Why should a follower of Jesus be generous? Why should your time, money, and other resources be given away to support the mission of God, the ministries of the local church, your brothers and sisters in Christ, and other charitable causes? Yes, your obedience glorifies God, furthers his work, and encourages others. But do you know how the Bible itself motivates us to give?
God motivates us with the promise of a greater reward. Listen to all these superlatives promised to those who give: “And God is able to make all grace abound to you, so that having all sufficiency in all things at all times, you may abound in every good work. . . . You will be enriched in every way for all your generosity” (2 Corinthians 9:8, 11). That’s over the top! God is basically saying we’ll never come even close to out-giving him, because it’s his intention to give back more than we can imagine. If you don’t think that’s what this text is saying, check out a few others and draw your own conclusions: Proverbs 3:9-10; 11:24-25; Malachi 3:10; Luke 6:38; 16:11-13; 1 Timothy 6:18-19.

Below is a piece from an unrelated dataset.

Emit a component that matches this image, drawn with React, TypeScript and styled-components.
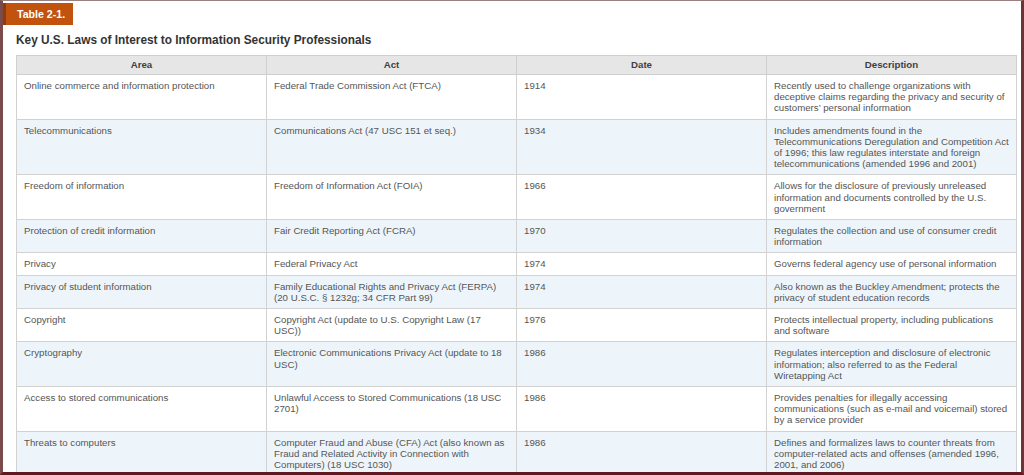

Remember the sowing and reaping principle in the previous point? Apparently, it’s true. You can bless yourself by hoarding resources or you can receive the blessing of God by sowing your resources into the things that are near and dear to his heart. And it’s clear which one Scripture commends, as we’re literally exhorted to pursue the greater reward through generous living.
But we’d be remiss if we didn’t note, also, that God motivates us with the grace of the Gospel. When the apostle Paul is urging the church to give generously, he reminds them, “For you know the grace of our Lord Jesus Christ, that though he was rich, yet for your sake he became poor, so that you by his poverty might become rich” (2 Corinthians 8:9).
As Philippians 2 confirms, we are rescued from sin and death, and we are enriched with every imaginable gift of grace, because Jesus emptied and impoverished himself for us. Why should we be generous – and how can we be generous? Because we have a radically generous Savior who gave for us to the point of death on a cross. And because of his gift, we have an eternal, infinite, incorruptible inheritance.